EXERCISE AIM -
Transcribe every entry below word for word, but skip the pictures.

DATA ENTRIES -
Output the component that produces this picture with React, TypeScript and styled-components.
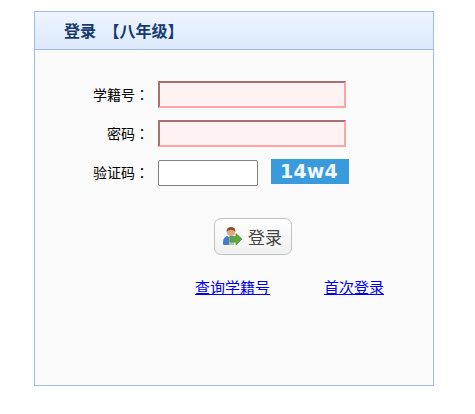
import React from 'react';
import styled, { createGlobalStyle } from 'styled-components';

const Global = createGlobalStyle`
  html,body{margin:0;padding:0;background:#fff;}
  body{font-family:"Liberation Sans","Noto Sans CJK SC",sans-serif;}
`;

const Page = styled.div`
  padding:11px 0 0 34px;
`;

const Panel = styled.div`
  box-sizing:border-box;width:400px;height:375px;
  border:1px solid #9dbcea;background:#fafafa;
`;

const Header = styled.div`
  box-sizing:border-box;height:38px;padding:0 0 2px 29px;
  display:flex;align-items:center;
  border-bottom:1px solid #9dbcea;
  background:linear-gradient(180deg,#eef5ff,#dce9fd);
  color:#153a6e;font-size:16px;font-weight:bold;word-spacing:3px;
`;

const Form = styled.form`
  display:flex;flex-direction:column;gap:12px;
  padding:31px 0 0 0;
`;

const Row = styled.div`
  display:flex;align-items:center;height:27px;
`;

const Label = styled.label`
  box-sizing:border-box;width:114px;margin:0 9px 2px 0;text-align:right;
  font-family:"Liberation Sans","Noto Sans CJK TC",sans-serif;
  font-size:14px;color:#000;white-space:nowrap;
`;

const TextInput = styled.input`
  box-sizing:border-box;width:188px;height:27px;margin:0;padding:1px 2px;
  background:#fff2f2;
  border-style:solid;border-width:2px;
  border-color:#a87070 #ffa3a3 #ffa3a3 #a87070;
`;

const CodeInput = styled.input`
  box-sizing:border-box;width:100px;height:26px;margin:0;padding:1px 2px;
  background:#fff;border:1px solid #808080;border-radius:2px;
`;

const Captcha = styled.div`
  box-sizing:border-box;width:78px;height:25px;margin:0 0 2px 13px;padding:0 2px 1px 0;
  display:flex;align-items:center;justify-content:center;
  background:#3a9bdc;color:#eef8ff;
  font-family:"DejaVu Sans",sans-serif;font-size:19px;font-weight:bold;letter-spacing:.2px;
`;

const ButtonRow = styled.div`
  display:flex;padding:20px 0 0 179px;
`;

const LoginButton = styled.button`
  box-sizing:border-box;width:78px;height:37px;padding:0 0 0 7px;
  display:flex;align-items:center;gap:5px;
  border:1px solid #c2c2c2;border-radius:7px;
  background:linear-gradient(180deg,#ffffff,#f0f0f0);
  color:#444;font-family:inherit;font-size:17px;
`;

const Links = styled.div`
  display:flex;gap:54px;padding:9px 0 0 160px;
`;

const Link = styled.a`
  color:#0000ee;font-size:15px;text-decoration:underline;white-space:nowrap;
`;

const UserIcon = () => (
  <svg width="21" height="21" viewBox="0 0 21 21">
    <circle cx="9" cy="6" r="4" fill="#e0a880" />
    <path d="M4.600 6C4.400 2.400 6.500 1 9 1s4.800 1.400 4.400 5C12 4.200 10 3.800 8.600 4 7 4.200 5.600 4.800 4.600 6z" fill="#8a5030" />
    <path d="M1 18c-.4-4 1.200-7.500 4.500-8l2 1.500V19H3c-1 0-1.900-.2-2-1z" fill="#3f7fd0" />
    <path d="M7 10h4l1 1v8H7z" fill="#a8c8a0" />
    <path d="M8 10.500h6V7.500l6 5.500-6 6v-3H8z" fill="#5fa83f" stroke="#3f8030" strokeWidth=".6" />
  </svg>
);

export default function App() {
  return (
    <Page>
      <Global />
      <Panel>
        <Header>登录 【八年级】</Header>
        <Form>
          <Row>
            <Label>学籍号：</Label>
            <TextInput type="text" />
          </Row>
          <Row>
            <Label>密码：</Label>
            <TextInput type="password" />
          </Row>
          <Row>
            <Label>验证码：</Label>
            <CodeInput type="text" />
            <Captcha>14w4</Captcha>
          </Row>
          <ButtonRow>
            <LoginButton type="button"><UserIcon />登录</LoginButton>
          </ButtonRow>
          <Links>
            <Link href="#">查询学籍号</Link>
            <Link href="#">首次登录</Link>
          </Links>
        </Form>
      </Panel>
    </Page>
  );
}
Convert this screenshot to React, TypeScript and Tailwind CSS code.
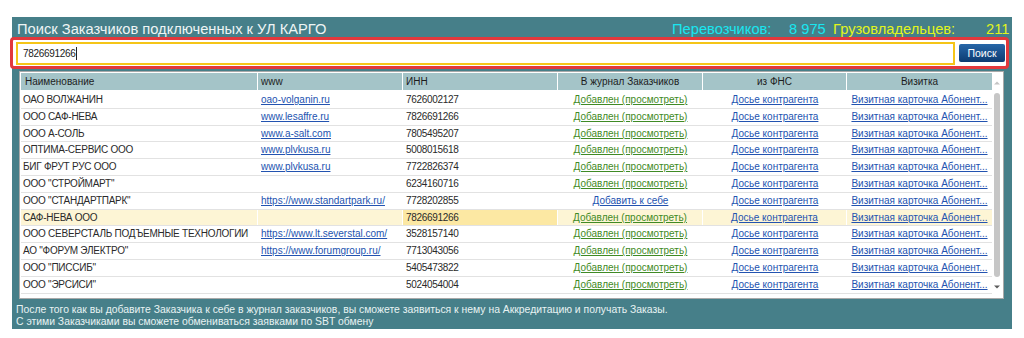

ANSWER FOR THIS EXERCISE -
Output the component that produces this picture with React, TypeScript and styled-components.
import React from 'react';
import styled, { createGlobalStyle } from 'styled-components';

const Global = createGlobalStyle`
  html,body{margin:0;padding:0;background:#fff;}
  body{font-family:"Liberation Sans","Noto Sans CJK SC",sans-serif;}
`;

const Page = styled.div`
  padding:11px 0 0 34px;
`;

const Panel = styled.div`
  box-sizing:border-box;width:400px;height:375px;
  border:1px solid #9dbcea;background:#fafafa;
`;

const Header = styled.div`
  box-sizing:border-box;height:38px;padding:0 0 2px 29px;
  display:flex;align-items:center;
  border-bottom:1px solid #9dbcea;
  background:linear-gradient(180deg,#eef5ff,#dce9fd);
  color:#153a6e;font-size:16px;font-weight:bold;word-spacing:3px;
`;

const Form = styled.form`
  display:flex;flex-direction:column;gap:12px;
  padding:31px 0 0 0;
`;

const Row = styled.div`
  display:flex;align-items:center;height:27px;
`;

const Label = styled.label`
  box-sizing:border-box;width:114px;margin:0 9px 2px 0;text-align:right;
  font-family:"Liberation Sans","Noto Sans CJK TC",sans-serif;
  font-size:14px;color:#000;white-space:nowrap;
`;

const TextInput = styled.input`
  box-sizing:border-box;width:188px;height:27px;margin:0;padding:1px 2px;
  background:#fff2f2;
  border-style:solid;border-width:2px;
  border-color:#a87070 #ffa3a3 #ffa3a3 #a87070;
`;

const CodeInput = styled.input`
  box-sizing:border-box;width:100px;height:26px;margin:0;padding:1px 2px;
  background:#fff;border:1px solid #808080;border-radius:2px;
`;

const Captcha = styled.div`
  box-sizing:border-box;width:78px;height:25px;margin:0 0 2px 13px;padding:0 2px 1px 0;
  display:flex;align-items:center;justify-content:center;
  background:#3a9bdc;color:#eef8ff;
  font-family:"DejaVu Sans",sans-serif;font-size:19px;font-weight:bold;letter-spacing:.2px;
`;

const ButtonRow = styled.div`
  display:flex;padding:20px 0 0 179px;
`;

const LoginButton = styled.button`
  box-sizing:border-box;width:78px;height:37px;padding:0 0 0 7px;
  display:flex;align-items:center;gap:5px;
  border:1px solid #c2c2c2;border-radius:7px;
  background:linear-gradient(180deg,#ffffff,#f0f0f0);
  color:#444;font-family:inherit;font-size:17px;
`;

const Links = styled.div`
  display:flex;gap:54px;padding:9px 0 0 160px;
`;

const Link = styled.a`
  color:#0000ee;font-size:15px;text-decoration:underline;white-space:nowrap;
`;

const UserIcon = () => (
  <svg width="21" height="21" viewBox="0 0 21 21">
    <circle cx="9" cy="6" r="4" fill="#e0a880" />
    <path d="M4.600 6C4.400 2.400 6.500 1 9 1s4.800 1.400 4.400 5C12 4.200 10 3.800 8.600 4 7 4.200 5.600 4.800 4.600 6z" fill="#8a5030" />
    <path d="M1 18c-.4-4 1.200-7.500 4.500-8l2 1.500V19H3c-1 0-1.900-.2-2-1z" fill="#3f7fd0" />
    <path d="M7 10h4l1 1v8H7z" fill="#a8c8a0" />
    <path d="M8 10.500h6V7.500l6 5.500-6 6v-3H8z" fill="#5fa83f" stroke="#3f8030" strokeWidth=".6" />
  </svg>
);

export default function App() {
  return (
    <Page>
      <Global />
      <Panel>
        <Header>登录 【八年级】</Header>
        <Form>
          <Row>
            <Label>学籍号：</Label>
            <TextInput type="text" />
          </Row>
          <Row>
            <Label>密码：</Label>
            <TextInput type="password" />
          </Row>
          <Row>
            <Label>验证码：</Label>
            <CodeInput type="text" />
            <Captcha>14w4</Captcha>
          </Row>
          <ButtonRow>
            <LoginButton type="button"><UserIcon />登录</LoginButton>
          </ButtonRow>
          <Links>
            <Link href="#">查询学籍号</Link>
            <Link href="#">首次登录</Link>
          </Links>
        </Form>
      </Panel>
    </Page>
  );
}
Convert this screenshot to React, TypeScript and Tailwind CSS code.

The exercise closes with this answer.